H2 2019: Duration of phishing attacks grows, use of banking trojans wanes

The lifespan of phishing attacks in H2 2019 has grown considerably and resulted in the tremendous increase in the number of phishing websites blockages, says Group-IB’s Computer Emergency Response Team (CERT-GIB).

Phishers have also revised their target pool and have increasingly been targeting online services and cloud storage providers.

Diligent phishers

In H2 2019 CERT-GIB blocked a total of 8, 506 phishing web resources, while in H2 2018, the figure stood at 2,567.

This sharp upsurge in the number of blockages stems from the growing duration of phishing attacks: cybercriminals used to stop their fraudulent campaign as soon as their web pages were blocked, quickly mobilizing efforts for attacks on other brands. Today, they no longer dwell on it and continue replacing removed pages with new ones.

“Several years ago, creators of phishing pages were likely to have some technical background, they created phishing pages, putting much effort into the launch of their campaigns, preventing them from being detected and relentlessly supporting their sustainability,” CERT-GIB deputy head Yaroslav Kargalev told Help Net Security.

“This industry has changed its face — those pioneers no longer create phishing pages, they create tools for operators of web phishing campaigns who do not necessarily have any programming skills, and last year became the culmination of this trend. Since this new generation of phishers are not that experienced in maintaining the web resources viable, the phishing community’s focus has shifted toward the number of scam resources.”

Target reshuffle

According to the figures for the past year, the Top-3 of web phishers’ targets were online services (namely client software, online streaming services, e-commerce, delivery services and etc.) (29,3%), cloud storages (25,4%), and financial organizations (17,6%).

In H2 2019, phishing attack perpetrators have revised their target pool: the number of phishing attacks on cloud storages nearly doubled, while Internet providers have seen the three-fold increase in the number of phishing scams targeting them. Both access to users’ cloud storages and accounts with internet service provider enables the attackers to get much sensitive information like personal and payment data.

This was accompanied by a lower interest to email service providers — the share of attacks on them decreased from 19,9 percent to 5,9 percent — and cryptocurrency projects, which became less attractive to cybercriminals as hype surrounding them started fading away.

phishing attacks H2 2019

Malware delivery: what’s on the menu?

In H2 2019, mail remained the main method of delivering ransomware, spyware, backdoors and other malware, used by cyber crooks in 94 percent of cases.

In the majority of cases — 98 percent — malicious items were delivered as attachments, while only 2 percent of phishing emails contained links pointing to malware. To compare, according to CERT-GIB, in H1 2019, 23 percent of phishing emails had a link in them, which might mean that malicious attachments proved to have a greater “ROI” for scammers.
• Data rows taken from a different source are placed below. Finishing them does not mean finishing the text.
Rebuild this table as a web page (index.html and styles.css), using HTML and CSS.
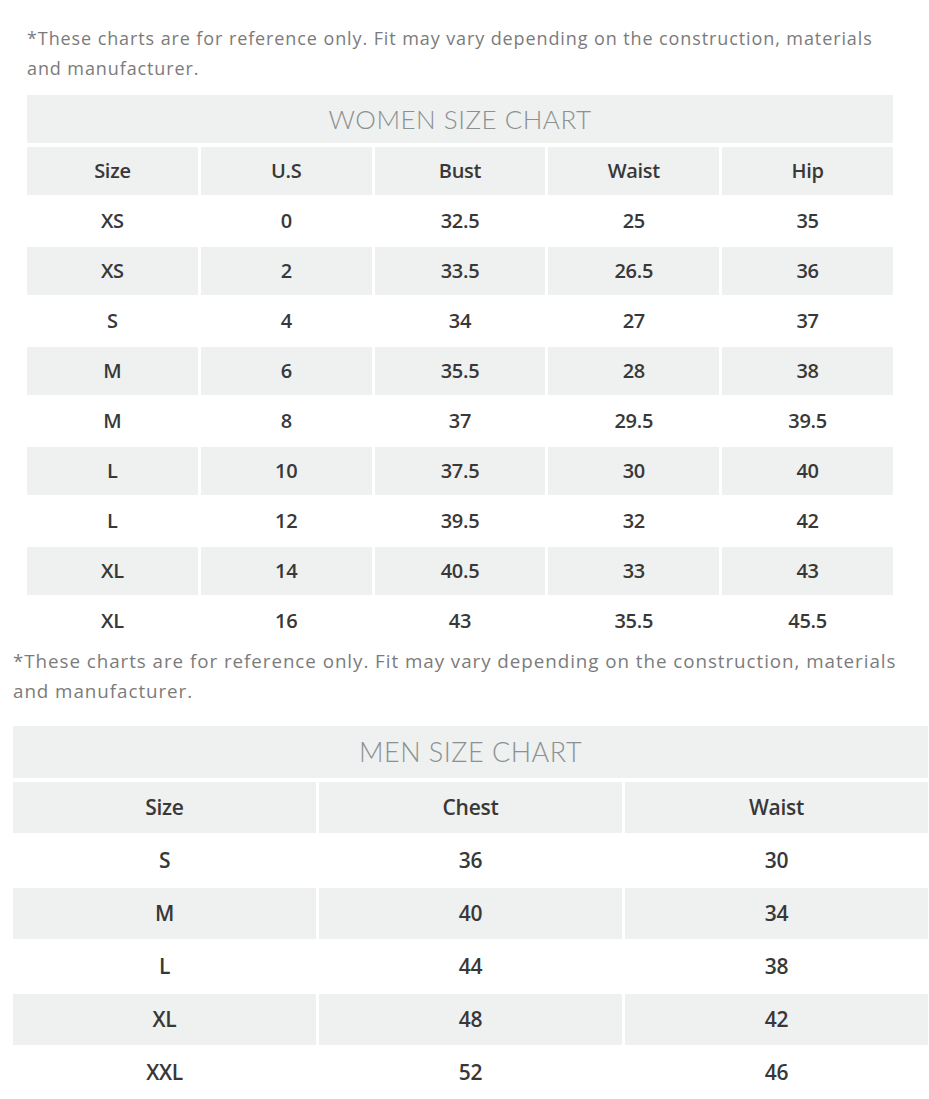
FILE: index.html
```html
<!DOCTYPE html>
<html lang="en">
<head>
<meta charset="utf-8">
<title>Size Charts</title>
<link rel="stylesheet" href="styles.css">
</head>
<body>
<section class="women">
  <p class="note">*These charts are for reference only. Fit may vary depending on the construction, materials<br>and manufacturer.</p>
  <div class="chart chart-5">
    <div class="title">WOMEN SIZE CHART</div>
    <div class="hd">Size</div><div class="hd">U.S</div><div class="hd">Bust</div><div class="hd">Waist</div><div class="hd">Hip</div>
    <div class="c">XS</div><div class="c">0</div><div class="c">32.5</div><div class="c">25</div><div class="c">35</div>
    <div class="c s">XS</div><div class="c s">2</div><div class="c s">33.5</div><div class="c s">26.5</div><div class="c s">36</div>
    <div class="c">S</div><div class="c">4</div><div class="c">34</div><div class="c">27</div><div class="c">37</div>
    <div class="c s">M</div><div class="c s">6</div><div class="c s">35.5</div><div class="c s">28</div><div class="c s">38</div>
    <div class="c">M</div><div class="c">8</div><div class="c">37</div><div class="c">29.5</div><div class="c">39.5</div>
    <div class="c s">L</div><div class="c s">10</div><div class="c s">37.5</div><div class="c s">30</div><div class="c s">40</div>
    <div class="c">L</div><div class="c">12</div><div class="c">39.5</div><div class="c">32</div><div class="c">42</div>
    <div class="c s">XL</div><div class="c s">14</div><div class="c s">40.5</div><div class="c s">33</div><div class="c s">43</div>
    <div class="c">XL</div><div class="c">16</div><div class="c">43</div><div class="c">35.5</div><div class="c">45.5</div>
  </div>
</section>
<section class="men">
  <p class="note">*These charts are for reference only. Fit may vary depending on the construction, materials<br>and manufacturer.</p>
  <div class="chart chart-3">
    <div class="title">MEN SIZE CHART</div>
    <div class="hd">Size</div><div class="hd">Chest</div><div class="hd">Waist</div>
    <div class="c">S</div><div class="c">36</div><div class="c">30</div>
    <div class="c s">M</div><div class="c s">40</div><div class="c s">34</div>
    <div class="c">L</div><div class="c">44</div><div class="c">38</div>
    <div class="c s">XL</div><div class="c s">48</div><div class="c s">42</div>
    <div class="c">XXL</div><div class="c">52</div><div class="c">46</div>
  </div>
</section>
</body>
</html>
```

FILE: styles.css
```css
html, body {
  margin: 0;
  padding: 0;
  background: #ffffff;
}
body {
  font-family: "Open Sans", Lato, sans-serif;
  color: #2e2e2e;
}
.note {
  margin: 0;
  color: #7b7b7b;
  font-size: 18px;
  line-height: 30px;
  letter-spacing: 0.9px;
  white-space: nowrap;
}
.women {
  padding: 23px 0 0 27px;
  width: 866px;
}
.women .chart {
  margin-top: 12px;
}
.chart {
  display: grid;
  column-gap: 3px;
  row-gap: 2px;
}
.chart-5 {
  grid-template-columns: repeat(5, 1fr);
}
.chart-3 {
  grid-template-columns: repeat(3, 1fr);
}
.title {
  grid-column: 1 / -1;
  background: #eff0f0;
  color: #8b9090;
  text-align: center;
  font-family: Lato, "Open Sans", sans-serif;
  font-weight: 300;
  letter-spacing: 0.5px;
  margin-bottom: 2px;
}
.hd, .c {
  text-align: center;
  font-size: 20px;
  font-weight: 600;
  color: #383838;
  letter-spacing: -0.3px;
}
.hd, .s {
  background: #eff0f0;
}
.women .title {
  height: 48px;
  line-height: 48px;
  font-size: 26px;
}
.women .hd, .women .c {
  height: 48px;
  line-height: 48px;
}
.men {
  padding: 1px 0 0 13px;
  width: 915px;
}
.men .note {
  font-size: 18.8px;
  letter-spacing: 0.95px;
}
.men .chart {
  margin-top: 20px;
}
.men .title {
  height: 52px;
  line-height: 52px;
  font-size: 27px;
  margin-bottom: 2px;
}
.men .hd, .men .c {
  height: 51px;
  line-height: 51px;
  font-size: 21px;
}
```
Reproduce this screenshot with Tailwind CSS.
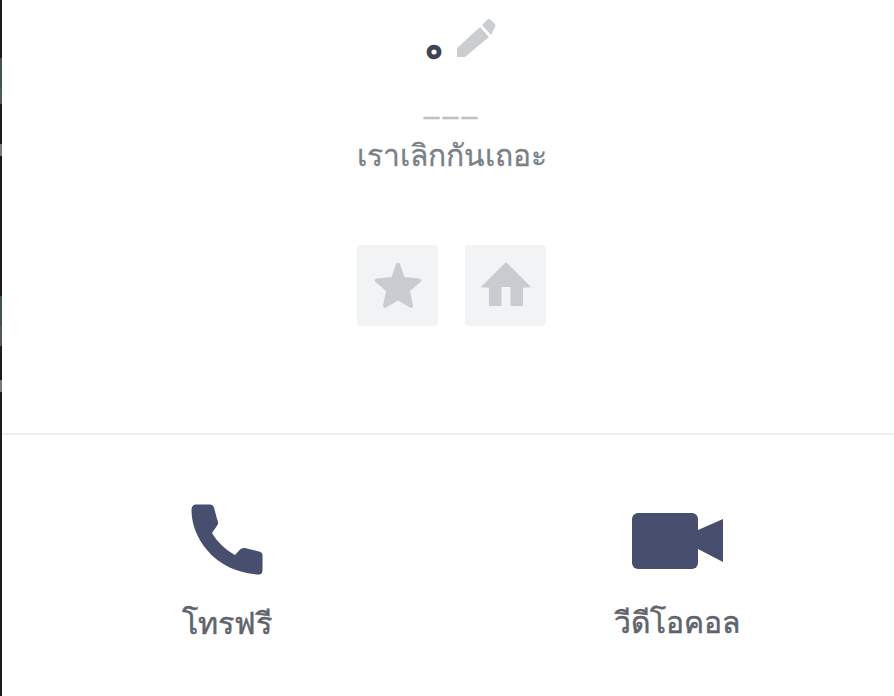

To bypass corporate security systems in H2 2019, cybercriminals continued to archive their malicious attachments. About 70% of all malicious objects detected were delivered in archive files, mainly in .rar (29%) and .zip (16%) formats. Threat actors included the passwords for accessing the archives’ contents in the subject of the email, the name of the archive, or in their subsequent correspondence with the victim.

phishing attacks H2 2019

In the second half of 2019, ransomware remained the most frequent “stuffing” of phishing emails, accounting for 47 percent of the total number of malicious attachments.

Banking trojans continued losing its popularity and represented only 9 percent of malicious attachments. They, in turn, let spyware and backdoors move ahead and become the second most popular malware with a 35-percent share. The reason behind it might be the expanding functionality of backdoors, which also enables them to steal financial data and replace instruments designed for harvesting banking data only, like banking trojans.